There are two kinds of hybrids that work:
1) Non plug-in hybrids, like the Prius and Insight. These have systems that basically only capture energy lost when you slow down, and use it to accelerate you again. With this in place, a gen4 Prius can get more than 50mpg city, whereas an equivalent car without the system would probably only get about 30mpg city. Don't underestimate how much energy is needed to accelerate the entire mass of your car.
These cars have lithium batteries which could fit inside a lunchbox, because they really only need to store enough energy for a couple of "launches", usually between 0.8kwh and 1.5kwh.
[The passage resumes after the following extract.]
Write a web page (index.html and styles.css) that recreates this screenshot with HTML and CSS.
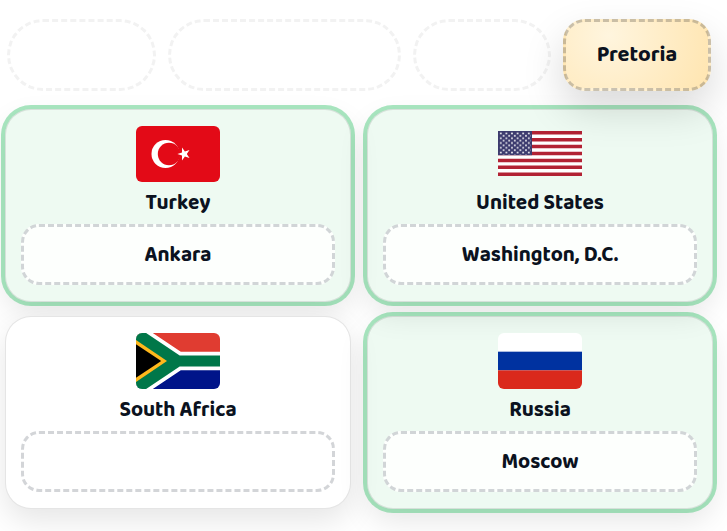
FILE: index.html
```html
<!DOCTYPE html>
<html lang="en">
  <head>
    <meta charset="UTF-8" />
    <meta name="viewport" content="width=device-width, initial-scale=1.0" />
    <title>Match the Capitals</title>
    <link rel="stylesheet" href="styles.css">
  </head>
  <body>
    <!-- capitals left to place -->
    <div class="capitals">
      <button type="button" class="capital used" aria-label="Used" disabled></button>
      <button type="button" class="capital used" aria-label="Used" disabled></button>
      <button type="button" class="capital used" aria-label="Used" disabled></button>
      <button type="button" class="capital">Pretoria</button>
    </div>

    <main class="countries">
      <section class="country correct">
        <div class="flag">
          <svg class="rounded" width="84" height="56" viewBox="0 0 84 56">
            <rect width="84" height="56" fill="#e30a17" />
            <circle cx="29.5" cy="28" r="14" fill="#fff" />
            <circle cx="33" cy="28" r="11.2" fill="#e30a17" />
            <polygon fill="#fff" points="41.4,28 46,26.4 46,21.6 48.9,25.4 53.5,24 50.8,28 53.5,32 48.9,30.5 46,34.4 46,29.6" />
          </svg>
        </div>
        <h2>Turkey</h2>
        <div class="drop">Ankara</div>
      </section>

      <section class="country correct">
        <div class="flag">
          <svg width="84" height="56" viewBox="0 -5 84 56">
            <defs>
              <pattern id="stars" width="5.6" height="4.8" patternUnits="userSpaceOnUse">
                <circle cx="2.8" cy="2.4" r="0.9" fill="#fff" />
                <circle cx="0" cy="0" r="0.9" fill="#fff" />
                <circle cx="5.6" cy="0" r="0.9" fill="#fff" />
                <circle cx="0" cy="4.8" r="0.9" fill="#fff" />
                <circle cx="5.6" cy="4.8" r="0.9" fill="#fff" />
              </pattern>
            </defs>
            <rect width="84" height="45" fill="#fff" />
            <path
              d="M0 1.73H84M0 8.65H84M0 15.58H84M0 22.5H84M0 29.42H84M0 36.35H84M0 43.27H84"
              stroke="#b22234"
              stroke-width="3.46"
            />
            <rect width="34" height="24.2" fill="#3c3b6e" />
            <rect x="1" y="1" width="32" height="22.4" fill="url(#stars)" />
          </svg>
        </div>
        <h2>United States</h2>
        <div class="drop">Washington, D.C.</div>
      </section>

      <section class="country">
        <div class="flag">
          <svg class="rounded" width="84" height="56" viewBox="0 0 84 56">
            <rect width="84" height="28" fill="#e03c31" />
            <rect y="28" width="84" height="28" fill="#001489" />
            <path d="M0 -11.2L16.8 0L44.8 18.7H84V37.3H44.8L16.8 56L0 67.2Z" fill="#fff" />
            <path d="M0 -6.7L10.1 0L43.7 22.4H84V33.6H43.7L10.1 56L0 62.7Z" fill="#007749" />
            <path d="M0 7L31 28L0 49Z" fill="#ffb81c" />
            <path d="M0 11.2L25.2 28L0 44.8Z" fill="#000" />
          </svg>
        </div>
        <h2>South Africa</h2>
        <div class="drop"></div>
      </section>

      <section class="country correct">
        <div class="flag">
          <svg class="rounded" width="84" height="56" viewBox="0 0 84 56">
            <rect width="84" height="56" fill="#fff" />
            <rect y="18.67" width="84" height="18.67" fill="#0032a0" />
            <rect y="37.33" width="84" height="18.67" fill="#da291c" />
          </svg>
        </div>
        <h2>Russia</h2>
        <div class="drop">Moscow</div>
      </section>
    </main>
  </body>
</html>
```

FILE: styles.css
```css
* {
  box-sizing: border-box;
}
body {
  margin: 0;
  padding: 19px 14px 22px 5px;
  background-color: #fff;
  color: #0b1220;
  font-family: "Baloo 2", "Noto Sans", sans-serif;
  font-size: 21px;
  font-weight: 700;
}
.capitals {
  display: grid;
  grid-template-columns: 149fr 233fr 138fr 148fr;
  gap: 12px;
  padding: 0 2px;
  margin-bottom: 18px;
}
.capital {
  position: relative;
  z-index: 1;
  height: 72px;
  padding: 0;
  border: 3px dashed rgba(15, 23, 42, 0.22);
  border-radius: 22px;
  background: radial-gradient(circle at 30% 20%, #fff5de, #ffe5b0);
  box-shadow: 0 18px 40px rgba(0, 0, 0, 0.15);
  color: inherit;
  font: inherit;
  font-size: 22px;
  cursor: grab;
}
.capital.used {
  z-index: 0;
  border-color: #f2f2f2;
  border-radius: 36px;
  background: none;
  box-shadow: none;
  cursor: default;
}
.countries {
  display: grid;
  grid-template-columns: 1fr 1fr;
  gap: 14px 16px;
}
.country {
  padding: 16px 15px;
  border: 1px solid rgba(0, 0, 0, 0.1);
  border-radius: 26px;
  background-color: #fff;
  box-shadow: 0 12px 30px rgba(0, 0, 0, 0.1);
}
.country.correct {
  background-color: rgba(34, 190, 94, 0.08);
  box-shadow: 0 0 0 4px rgba(28, 190, 90, 0.38), 0 12px 30px rgba(0, 0, 0, 0.1);
}
.flag {
  display: flex;
  justify-content: center;
  align-items: center;
  height: 56px;
}
.rounded {
  border-radius: 6px;
}
h2 {
  margin: 8px 0;
  font-size: 21px;
  font-weight: 700;
  line-height: 26px;
  text-align: center;
}
.drop {
  display: flex;
  justify-content: center;
  align-items: center;
  height: 61px;
  border: 3px dashed rgba(15, 23, 42, 0.18);
  border-radius: 18px;
  background-color: rgba(255, 255, 255, 0.85);
}
```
2) Plug-in hybrids, which have large packs designed to continuously provide assist (or even entirely electric propulsion) for many miles and hours at a time. Depending on how large your portion of electricity you use, your gas mileage can actually be infinite - if you never start the gas engine. Battery packs for these vary; the Chevy Volt's is about 19kwh and the size of a large suitcase. It's capable of pushing the car down the highway at highway speeds entirely on its own for over 50 miles. The Prius Prime has a ~9kwh battery capable of about 25 miles. Both of these cars also capture energy when you slow down, but their programming is designed so that they're assisting basically all the time, and you really only need to start the gas engine if you want to drive past what the battery's range is.
EDIT: I would like to stress that with both systems, you get the added acceleration of the electric motors. The plug-in just uses electricity longer, and displaces more of the gasoline you have to burn.